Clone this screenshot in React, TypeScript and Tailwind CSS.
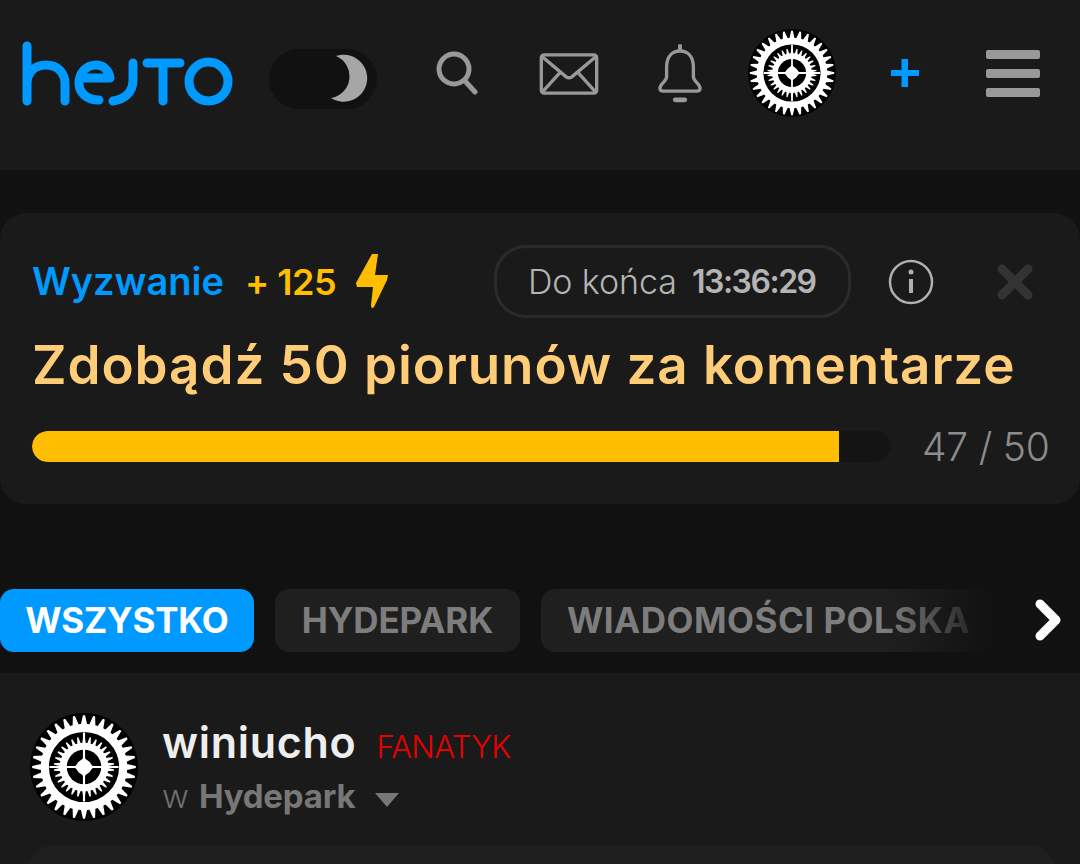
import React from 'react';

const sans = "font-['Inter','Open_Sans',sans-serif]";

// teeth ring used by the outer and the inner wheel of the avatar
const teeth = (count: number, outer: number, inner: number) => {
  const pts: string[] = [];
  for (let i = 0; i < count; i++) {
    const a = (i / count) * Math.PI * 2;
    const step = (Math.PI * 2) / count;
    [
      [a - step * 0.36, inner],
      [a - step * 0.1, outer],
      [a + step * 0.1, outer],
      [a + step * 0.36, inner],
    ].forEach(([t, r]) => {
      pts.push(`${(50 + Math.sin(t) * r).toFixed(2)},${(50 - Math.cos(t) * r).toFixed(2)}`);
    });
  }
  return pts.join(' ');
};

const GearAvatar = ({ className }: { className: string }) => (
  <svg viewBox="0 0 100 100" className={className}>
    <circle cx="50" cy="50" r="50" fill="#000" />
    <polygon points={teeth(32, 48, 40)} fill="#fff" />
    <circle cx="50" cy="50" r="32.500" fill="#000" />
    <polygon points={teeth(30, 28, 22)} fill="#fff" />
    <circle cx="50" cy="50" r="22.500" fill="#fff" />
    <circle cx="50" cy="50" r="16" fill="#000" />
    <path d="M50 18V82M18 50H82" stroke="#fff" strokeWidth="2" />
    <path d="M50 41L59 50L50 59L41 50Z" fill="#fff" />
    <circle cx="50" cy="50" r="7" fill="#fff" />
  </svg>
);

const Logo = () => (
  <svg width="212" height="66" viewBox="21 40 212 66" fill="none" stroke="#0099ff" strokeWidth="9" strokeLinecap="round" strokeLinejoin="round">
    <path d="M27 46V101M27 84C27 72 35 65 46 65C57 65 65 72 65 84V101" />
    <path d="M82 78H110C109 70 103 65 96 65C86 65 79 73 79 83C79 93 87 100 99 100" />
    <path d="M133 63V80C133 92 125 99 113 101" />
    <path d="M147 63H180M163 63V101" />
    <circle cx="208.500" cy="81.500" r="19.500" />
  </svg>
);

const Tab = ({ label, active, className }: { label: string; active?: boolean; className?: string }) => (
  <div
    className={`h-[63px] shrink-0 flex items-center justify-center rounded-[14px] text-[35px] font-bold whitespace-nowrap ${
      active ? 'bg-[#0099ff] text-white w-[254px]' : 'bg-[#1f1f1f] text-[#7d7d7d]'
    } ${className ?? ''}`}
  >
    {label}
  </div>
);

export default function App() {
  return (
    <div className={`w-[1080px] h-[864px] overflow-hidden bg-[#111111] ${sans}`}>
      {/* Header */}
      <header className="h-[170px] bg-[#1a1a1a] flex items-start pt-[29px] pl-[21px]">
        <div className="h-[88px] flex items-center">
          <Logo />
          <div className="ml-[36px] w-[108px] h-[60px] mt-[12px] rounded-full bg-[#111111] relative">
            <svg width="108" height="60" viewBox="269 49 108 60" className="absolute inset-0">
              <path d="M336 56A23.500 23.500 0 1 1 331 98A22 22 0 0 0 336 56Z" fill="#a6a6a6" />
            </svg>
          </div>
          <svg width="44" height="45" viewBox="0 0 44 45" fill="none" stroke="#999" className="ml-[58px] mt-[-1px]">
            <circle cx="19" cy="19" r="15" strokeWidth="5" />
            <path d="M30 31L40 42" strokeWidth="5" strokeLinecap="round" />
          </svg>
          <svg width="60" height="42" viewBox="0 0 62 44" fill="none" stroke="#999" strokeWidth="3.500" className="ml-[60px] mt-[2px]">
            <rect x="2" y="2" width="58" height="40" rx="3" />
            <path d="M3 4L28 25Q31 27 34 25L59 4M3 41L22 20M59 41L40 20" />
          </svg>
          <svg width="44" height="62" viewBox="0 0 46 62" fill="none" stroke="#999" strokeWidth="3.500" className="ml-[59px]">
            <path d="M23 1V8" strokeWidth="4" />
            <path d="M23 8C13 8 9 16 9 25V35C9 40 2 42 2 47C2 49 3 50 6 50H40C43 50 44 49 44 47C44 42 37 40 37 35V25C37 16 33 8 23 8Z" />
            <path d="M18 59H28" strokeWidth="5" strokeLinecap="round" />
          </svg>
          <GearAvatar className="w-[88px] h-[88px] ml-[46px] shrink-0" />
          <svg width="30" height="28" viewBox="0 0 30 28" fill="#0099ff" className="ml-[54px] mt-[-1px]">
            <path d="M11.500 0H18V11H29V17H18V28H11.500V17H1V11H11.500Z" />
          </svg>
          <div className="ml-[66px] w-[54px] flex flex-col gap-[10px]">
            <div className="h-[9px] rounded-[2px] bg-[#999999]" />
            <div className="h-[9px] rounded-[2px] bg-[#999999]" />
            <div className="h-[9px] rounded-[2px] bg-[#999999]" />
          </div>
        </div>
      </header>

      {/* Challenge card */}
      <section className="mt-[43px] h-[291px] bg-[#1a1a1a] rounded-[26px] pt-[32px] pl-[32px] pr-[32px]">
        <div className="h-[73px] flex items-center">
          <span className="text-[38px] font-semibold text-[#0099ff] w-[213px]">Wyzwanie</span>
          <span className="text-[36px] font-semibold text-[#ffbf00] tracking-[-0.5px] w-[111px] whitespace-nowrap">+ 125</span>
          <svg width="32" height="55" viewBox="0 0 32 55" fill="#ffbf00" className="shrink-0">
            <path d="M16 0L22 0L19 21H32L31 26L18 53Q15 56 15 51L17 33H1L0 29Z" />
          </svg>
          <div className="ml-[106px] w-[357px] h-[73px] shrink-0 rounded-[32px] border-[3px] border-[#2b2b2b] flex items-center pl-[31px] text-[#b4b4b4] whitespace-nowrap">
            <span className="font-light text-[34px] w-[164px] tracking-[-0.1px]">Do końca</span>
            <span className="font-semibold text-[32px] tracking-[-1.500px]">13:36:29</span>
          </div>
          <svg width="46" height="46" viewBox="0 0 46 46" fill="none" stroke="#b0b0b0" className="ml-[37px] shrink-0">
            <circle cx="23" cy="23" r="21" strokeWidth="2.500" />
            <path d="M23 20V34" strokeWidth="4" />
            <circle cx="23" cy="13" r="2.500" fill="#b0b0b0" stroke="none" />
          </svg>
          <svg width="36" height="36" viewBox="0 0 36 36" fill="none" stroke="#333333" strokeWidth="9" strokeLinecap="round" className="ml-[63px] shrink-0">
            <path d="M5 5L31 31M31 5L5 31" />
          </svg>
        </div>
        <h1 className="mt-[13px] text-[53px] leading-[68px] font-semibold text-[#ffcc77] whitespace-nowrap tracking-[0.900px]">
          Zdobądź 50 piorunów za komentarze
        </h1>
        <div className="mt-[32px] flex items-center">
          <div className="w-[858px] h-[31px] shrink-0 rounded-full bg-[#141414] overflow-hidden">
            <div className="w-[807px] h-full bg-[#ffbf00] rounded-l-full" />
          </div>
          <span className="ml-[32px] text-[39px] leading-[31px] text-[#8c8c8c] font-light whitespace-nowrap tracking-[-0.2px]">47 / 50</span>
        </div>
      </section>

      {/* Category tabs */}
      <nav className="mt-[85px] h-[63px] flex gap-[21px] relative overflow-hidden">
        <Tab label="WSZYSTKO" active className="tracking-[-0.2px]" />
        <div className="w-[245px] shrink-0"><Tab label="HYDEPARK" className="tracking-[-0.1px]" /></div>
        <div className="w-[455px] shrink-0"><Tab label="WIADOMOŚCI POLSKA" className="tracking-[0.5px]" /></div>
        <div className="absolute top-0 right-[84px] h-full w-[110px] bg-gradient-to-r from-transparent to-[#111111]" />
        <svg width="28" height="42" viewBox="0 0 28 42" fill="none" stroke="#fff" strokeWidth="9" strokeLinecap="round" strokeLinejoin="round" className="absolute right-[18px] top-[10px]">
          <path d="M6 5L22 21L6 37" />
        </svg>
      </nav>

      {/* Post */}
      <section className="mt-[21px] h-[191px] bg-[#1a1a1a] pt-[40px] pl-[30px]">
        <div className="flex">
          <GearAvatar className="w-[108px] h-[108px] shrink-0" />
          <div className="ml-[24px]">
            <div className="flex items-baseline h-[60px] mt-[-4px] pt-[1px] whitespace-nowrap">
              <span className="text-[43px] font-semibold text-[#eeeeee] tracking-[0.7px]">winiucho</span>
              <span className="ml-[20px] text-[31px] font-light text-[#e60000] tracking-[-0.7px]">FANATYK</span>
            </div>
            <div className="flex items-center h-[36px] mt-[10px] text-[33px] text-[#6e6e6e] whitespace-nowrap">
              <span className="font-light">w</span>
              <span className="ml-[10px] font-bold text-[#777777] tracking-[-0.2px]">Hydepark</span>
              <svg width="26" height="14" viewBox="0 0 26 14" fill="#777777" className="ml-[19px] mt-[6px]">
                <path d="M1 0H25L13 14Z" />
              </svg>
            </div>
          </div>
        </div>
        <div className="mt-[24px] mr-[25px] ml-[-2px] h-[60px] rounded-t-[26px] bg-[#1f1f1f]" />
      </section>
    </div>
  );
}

---

▶ [Work to do] Above are lines of data; state how many of them contain the word "React", with no other output.

▶ [Exercise output] 2